17. Communications: All communications shall be confirmed in writing whether by electronic means, messenger service or public post.
18. Invoices: All Agent’s invoices are due and payable on the date of presentation to the Principal, failing which interest shall be payable at the rate of 2% per month (24% per year), and in the event the Agent must retain legal counsel to collect any unpaid invoice, then all attorneys’ fees charged shall be payable by the Principal as an additional debt to the Agent.
19. Time for Claims: It is a condition precedent that the Agent shall not be liable for any loss or damage unless it has received a notice of claim within thirty (30) days of the completion of Agency Services. The Agent shall be discharged from all liability howsoever occurring hereunder unless suit is brought within nine (9) months of the completion of Agency Services.
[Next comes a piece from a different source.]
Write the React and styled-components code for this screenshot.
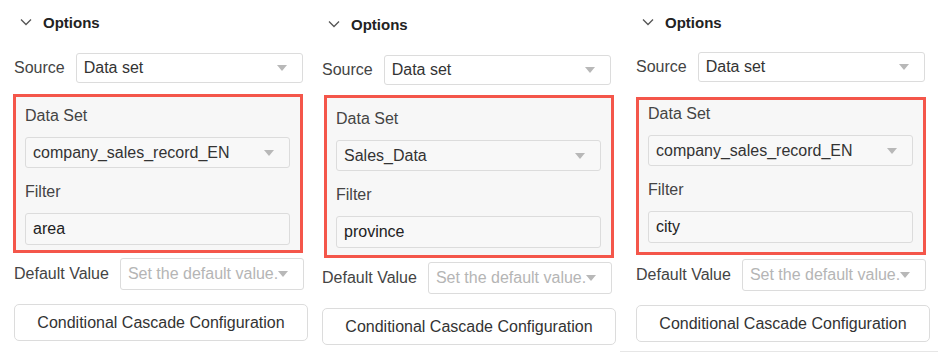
import React from "react";
import styled, { createGlobalStyle } from "styled-components";

const GlobalStyle = createGlobalStyle`
  body {
    margin: 0;
    background: #fff;
    font-family: "Liberation Sans", Arial, sans-serif;
    color: #333;
  }
`;

const Row = styled.div`
  display: flex;
  width: 938px;
  height: 352px;
  overflow: hidden;
`;

const Panel = styled.div`
  width: ${(p) => p.$width}px;
  padding-left: ${(p) => p.$left}px;
  padding-top: ${(p) => p.$top}px;
  box-sizing: border-box;
  display: flex;
  flex-direction: column;
  align-items: flex-start;
  ${(p) =>
    p.$underline &&
    `
    height: 352px;
    border-bottom: 1px solid #e6e6e6;
  `}
`;

const Header = styled.div`
  display: flex;
  align-items: center;
  height: 44px;
  padding-left: 6px;
  gap: 11px;
  font-size: 15px;
  font-weight: bold;
  color: #222;
  margin-bottom: ${(p) => p.$gap}px;
`;

const FieldRow = styled.div`
  display: flex;
  align-items: center;
  gap: 11px;
  font-size: 16px;
  color: #444;
  white-space: nowrap;
`;

const Select = styled.div`
  box-sizing: border-box;
  width: ${(p) => p.$width}px;
  height: ${(p) => p.$height || 31}px;
  border: 1px solid #dcdcdc;
  border-radius: 3px;
  background: ${(p) => (p.$muted ? "#f8f8f8" : "#fff")};
  display: flex;
  align-items: center;
  justify-content: ${(p) => (p.$placeholder ? "flex-start" : "space-between")};
  padding: 0 ${(p) => (p.$placeholder ? 9 : 15)}px 0 7px;
  font-size: 16px;
  color: ${(p) => (p.$placeholder ? "#b5b5b5" : "#333")};
  white-space: nowrap;
  overflow: hidden;
`;

const Clip = styled.span`
  overflow: hidden;
  flex: 0 1 auto;
  min-width: 0;
`;

const Caret = styled.span`
  flex: none;
  width: 0;
  height: 0;
  border-left: 5px solid transparent;
  border-right: 5px solid transparent;
  border-top: 6px solid #b8b8b8;
  margin-left: ${(p) => (p.$tight ? 0 : 8)}px;
`;

const Highlight = styled.div`
  box-sizing: border-box;
  width: 290px;
  margin: ${(p) => p.$gap}px 0 ${(p) => p.$after}px ${(p) => p.$shift}px;
  border: 3px solid #f4564a;
  background: #f7f7f7;
  padding: ${(p) => p.$padTop}px 9px ${(p) => p.$padBottom}px 9px;
  display: flex;
  flex-direction: column;
`;

const Label = styled.div`
  font-size: 16px;
  color: #444;
  height: 24px;
  line-height: 24px;
  margin-top: ${(p) => p.$above || 0}px;
  margin-bottom: ${(p) => p.$gap}px;
`;

const Input = styled.div`
  box-sizing: border-box;
  width: 265px;
  height: 32px;
  border: 1px solid #dcdcdc;
  border-radius: 3px;
  background: #f8f8f8;
  display: flex;
  align-items: center;
  padding: 0 7px;
  font-size: 16px;
  color: #222;
`;

const Button = styled.div`
  box-sizing: border-box;
  width: 294px;
  height: 37px;
  margin-top: 14px;
  border: 1px solid #dcdcdc;
  border-radius: 5px;
  background: #fff;
  display: flex;
  align-items: center;
  justify-content: center;
  font-size: 16px;
  color: #333;
`;

const Chevron = () => (
  <svg width="12" height="8" viewBox="0 0 12 8">
    <path d="M1 1.5 L6 6.5 L11 1.5" fill="none" stroke="#555" strokeWidth="1.3" />
  </svg>
);

const panels = [
  {
    width: 310, left: 14, top: 0, headGap: 9, boxGap: 11, shift: -1,
    padTop: 7, padBottom: 5, after: 5,
    dataset: "company_sales_record_EN", filter: "area",
  },
  {
    width: 310, left: 12, top: 2, headGap: 9, boxGap: 10, shift: 2,
    padTop: 9, padBottom: 7, after: 4,
    dataset: "Sales_Data", filter: "province",
  },
  {
    width: 318, left: 16, top: -2, headGap: 8, boxGap: 15, shift: 0,
    padTop: 2, padBottom: 9, after: 4,
    dataset: "company_sales_record_EN", filter: "city", underline: true,
  },
];

const OptionsPanel = ({ cfg }) => (
  <Panel $width={cfg.width} $left={cfg.left} $top={cfg.top} $underline={cfg.underline}>
    <Header $gap={cfg.headGap}>
      <Chevron />
      Options
    </Header>
    <FieldRow>
      Source
      <Select $width={227} $height={30}>
        Data set
        <Caret />
      </Select>
    </FieldRow>
    <Highlight
      $gap={cfg.boxGap}
      $after={cfg.after}
      $shift={cfg.shift}
      $padTop={cfg.padTop}
      $padBottom={cfg.padBottom}
    >
      <Label $gap={9}>Data Set</Label>
      <Select $width={265} $muted>
        {cfg.dataset}
        <Caret />
      </Select>
      <Label $above={12} $gap={9}>
        Filter
      </Label>
      <Input>{cfg.filter}</Input>
    </Highlight>
    <FieldRow>
      Default Value
      <Select $width={184} $height={32} $placeholder>
        <Clip>Set the default value.</Clip>
        <Caret $tight />
      </Select>
    </FieldRow>
    <Button>Conditional Cascade Configuration</Button>
  </Panel>
);

export default function App() {
  return (
    <>
      <GlobalStyle />
      <Row>
        {panels.map((cfg, i) => (
          <OptionsPanel key={i} cfg={cfg} />
        ))}
      </Row>
    </>
  );
}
20. Law and Jurisdiction: If Agency Services are rendered in Canada, the governing law shall be Canadian Maritime Law and any dispute shall be brought exclusively in the Federal Court in Canada, or, failing jurisdiction, in the Quebec Courts. If Agency Services are rendered in the United States of America, the governing law shall be the general maritime law of the United States and any dispute shall be brought exclusively in the United States District Court having admiralty jurisdiction at the USA port. However, if and only if the appropriate United States District Court does not have jurisdiction over the dispute, then such action shall be brought exclusively in the Circuit Court of Cook County, Illinois.